One of the first issues that arose was the objection of Rav Chaim Soloveitchik, who was revered by all attendees most especially Rabbi Isaac Halevy. Apparently, Rav Chaim Soloveitchik had 18 concerns he wanted to be addressed before moving forward with the proposals of Agudath Israel. Notably, he was concerned with the formation of the Moetzes Gedolei HaTorah. Initial reports had actually included Rav Chaim as one of the members of the supreme rabbinic council, but he did not end up joining.
What were the 18 concerns of Rav Chaim Soloveitchik?
It is not entirely clear. The letter detailing the concerns was lost according to Rav Yakov Rosenheim.
A great deal of light, however, was shed on this entire episode through the research of my dearest friend Rabbi Yaakov (Jake) Sasson and the greatest wedding present of all time. I happen to be a very difficult person to buy presents for—I genuinely feel blessed that I have everything I could ever want in life. A new book never hurts, but there are not too many gifts that get me excited—though this should not discourage anyone from trying! When I got married my friend, Yaakov Sasson, gave me an incredible wedding present: unpublished research about Rav Moshe Soloveitchik and the family’s issues with the Moetzes Gedolei HaTorah.

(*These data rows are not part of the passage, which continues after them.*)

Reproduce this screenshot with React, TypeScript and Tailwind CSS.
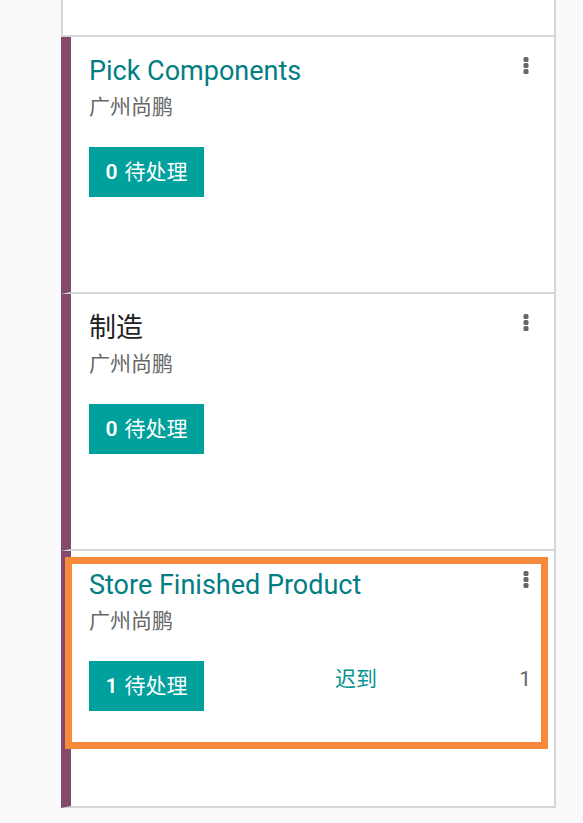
import React from 'react';

interface Picking {
  name: string;
  company: string;
  pending: number;
  late?: number;
  link: boolean;
}

const PICKINGS: Picking[] = [
  { name: 'Pick Components', company: '广州尚鹏', pending: 0, link: true },
  { name: '制造', company: '广州尚鹏', pending: 0, link: false },
  { name: 'Store Finished Product', company: '广州尚鹏', pending: 1, late: 1, link: true },
];

function Kebab() {
  return (
    <svg width="6" height="17" viewBox="0 0 6 17" className="shrink-0">
      <rect x="0.5" y="0" width="5" height="5" rx="1.5" fill="#666" />
      <rect x="0.5" y="6" width="5" height="5" rx="1.5" fill="#666" />
      <rect x="0.5" y="12" width="5" height="5" rx="1.5" fill="#666" />
    </svg>
  );
}

function Card({ p }: { p: Picking }) {
  return (
    <div className="h-[257px] bg-white border-l-[10px] border-l-[#824a6b] border-r-2 border-b-2 border-r-[#d3d7dc] border-b-[#d3d7dc] pl-[18px] pr-[25px] pt-[19px]">
      {/* Header */}
      <div className="flex items-start justify-between">
        <div>
          <div className={`text-[27px] leading-[30px] ${p.link ? 'text-[#017e84]' : 'text-[#222]'}`}>{p.name}</div>
          <div className="text-[21px] leading-[30px] mt-[6px] text-[#666]">{p.company}</div>
        </div>
        <div className="pt-[1px]">
          <Kebab />
        </div>
      </div>

      {/* Actions */}
      <div className="flex items-start mt-[25px]">
        <button className="w-[115px] h-[50px] bg-[#00a09d] text-white text-[21px] font-normal flex items-center justify-center pt-[1px]">
          <span className="font-semibold mr-[7px]">{p.pending}</span>待处理
        </button>
        {p.late !== undefined && (
          <div className="flex-1 flex justify-between ml-[131px] pt-[3px] text-[21px] leading-[30px]">
            <span className="text-[#00938f]">迟到</span>
            <span className="text-[#666] mr-[-2px]">{p.late}</span>
          </div>
        )}
      </div>
    </div>
  );
}

export default function App() {
  return (
    <div
      className="relative w-[583px] h-[823px] bg-[#f9f9f9] overflow-hidden"
      style={{ fontFamily: "Roboto, 'Noto Sans CJK SC', sans-serif" }}
    >
      <div className="ml-[61px] w-[495px]">
        {/* previous card tail */}
        <div className="h-[37px] bg-white border-l-2 border-r-2 border-b-2 border-[#d3d7dc]" />
        {PICKINGS.map((p, i) => (
          <Card key={i} p={p} />
        ))}
      </div>

      {/* highlight annotation */}
      <div className="absolute left-[65px] top-[557px] w-[483px] h-[192px] border-[7px] border-[#f7893b]" />
    </div>
  );
}
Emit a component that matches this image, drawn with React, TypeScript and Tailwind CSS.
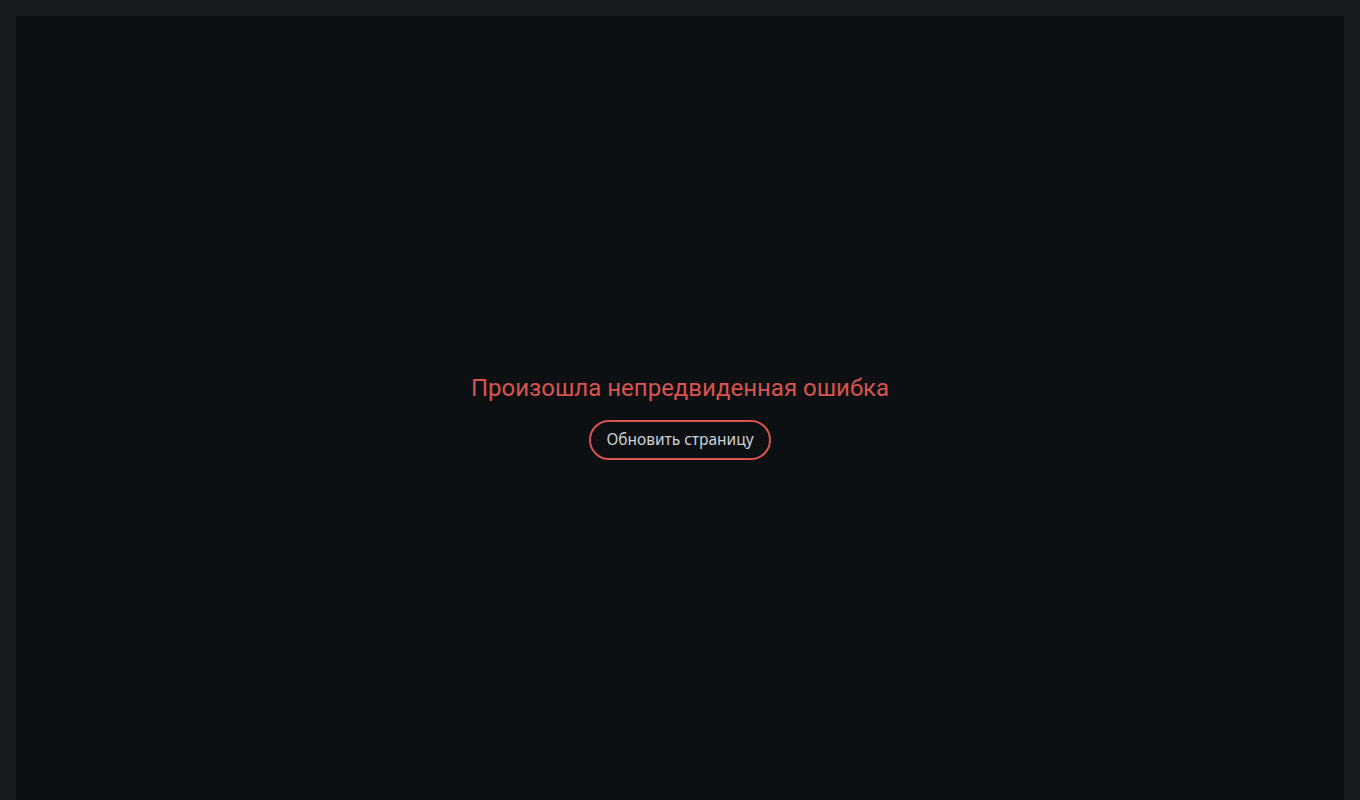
import React from "react";

export default function App() {
  return (
    <div className="bg-[#151b1f] px-4 pt-4 h-[800px] overflow-hidden">
      <div className="bg-[#0c1013] h-[800px] flex flex-col items-center justify-center">
        <h1
          className="text-[24px] leading-[30px] text-[#d9534f]"
          style={{ fontFamily: "Roboto, sans-serif" }}
        >
          Произошла непредвиденная ошибка
        </h1>
        <button
          className="mt-[17px] h-[40px] px-[15px] rounded-full border-2 border-[#d9534f] text-[15.5px] text-[#cfd1d3]"
          style={{ fontFamily: "'Noto Sans', sans-serif" }}
        >
          Обновить страницу
        </button>
      </div>
    </div>
  );
}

This research remained unpublished for nearly 5 years at the request of the Soloveitchik family—there were many sordid details from the entire affair that did not reflect well on many rabbis. That was until Moshe Ariel Fus, in a brilliant Hebrew article in Hakira, published nearly all of the available research. Once it had already been published, Rabbi Sasson, then published his own follow-up, filling in some of the details that were missed by Rabbi Fus. Both articles are absolutely fascinating and provide an important window into the differing models of Jewish leadership.
In a 1923 article in Moment, a Yiddish newspaper, Rav Moshe Soloveitchik, eldest son of Rav Chaim, shared more of his father’s concerns and objections, specifically those aimed at the formation of a central rabbinic body, the Moetzes Gedolei HaTorah. Jewish leaders are not appointed, argued Rav Moshe. “They became the leaders of the generation without appointment,” Rav Moshe writes, “only through their great source of Torah and wisdom, of which all have been drinking.” According to Rav Moshe Soloveitchik, his father objected to the Moetzes because the entire idea of a central governing body was foreign to the Jewish People—once the Sanhedrin in Jerusalem was disbanded, that was no longer how the Jewish community was run.
In a separate address, Rav Moshe Soloveitchik reiterated his father’s position:
נניח כי אפשר ליצור בזמננו מוסד אוטוריטטי כזה, אבל לזה צריך הסכמת עם ישראל כולו ואינו תלוי ברצון מפלגה...אמנם היו אוטוריטטים לישראל גם בזמנים מאוחרים וגם בזמנים הכי מאוחרים, ושכולנו עוד זוכרים אותם, אבל לא איש שמם הכיר אותם לגדולי תורה והיו בעיניו לאוטוריטטים, אבל לאוטוריטטים. העם ליצור אוטוריטטים מעשה ידי אדם? אוטוריטטים כאלה לא יכיר העם
Let's say that it is even possible to create such an authority in our time, but this requires the consent of the entirety of the Jewish People and does not depend on the will of any party... Indeed, there were appointed authorities of the Jewish people even at very late times as well, but not a single person recognized them as authentic gedolim but rather just as authoritative. To create man-made authorities? Such authorities will not be recognized by the people.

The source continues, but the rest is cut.